Her group believes that Mr. Levy's changes after the project was approved in 2001 should have undergone a full public review.

"A new formal review process should have opened," Ms. Kovacs said. "Instead, the project has been going through a process of being granted substantial conformance without full public disclosure and input."

Mr. Levy said that he and Ritz Carlton have no reason not to finish building the timeshares. In fact, they have to, he said, in order make the project work.

"From an economic standpoint, we have to build the whole thing," Mr. Levy said. "This project needs to be built in its entirety."

The project will have 62 timeshares, with 18 one-bedrooms; 26 two-bedrooms; and 18 three-bedrooms. They will range from about 1,000 to 2,000 square feet.

Retail shops will line State Street The sidewalks will be wider, and lower State Street will be narrowed to one lane in each direction. There will be public parking, and the city pushed Mr. Levy to create public paseos and, plazas so that locals don't feel left out.

Mr. Levy will also place all of the power and utility poles underground.

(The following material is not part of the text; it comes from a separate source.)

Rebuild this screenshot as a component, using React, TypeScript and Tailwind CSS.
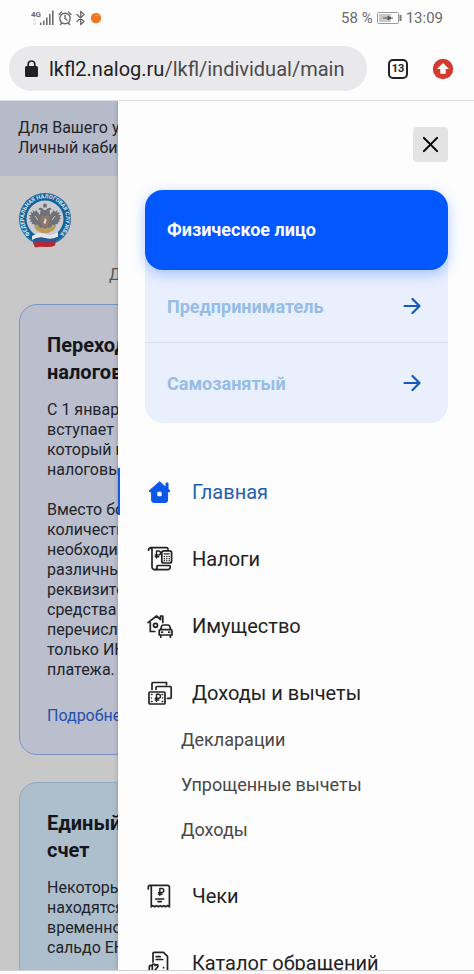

"It's going to change dramatically," he said. "Architecturally, it's going to be a Santa Barbara-style village and neighborhood."

Mayor Marty Blum said she would like to see Mr. Levy hurry up and build the project. Earlier, she had major concerns about it, but said the project has been massaged so much that she believes that it now has a public benefit.

She said initially she was concerned about size, but it is not as bulky as originally proposed. And it was supposed to be a gated community, she said, but the city convinced Mr. Levy to create open space for the public.

"We opened it up," she said. "It was going to be gated and closed in. To open it up and make it more public, that was a good thing to do."

Mr. Levy knows the pressure is on him to build something soon. Even though it's complicated, he said he's ready to go.

"It's the most difficult project I have ever worked on," said Mr. Levy, who also helped build the Paseo Nuevo mall. "It's probably the most difficult the city has done."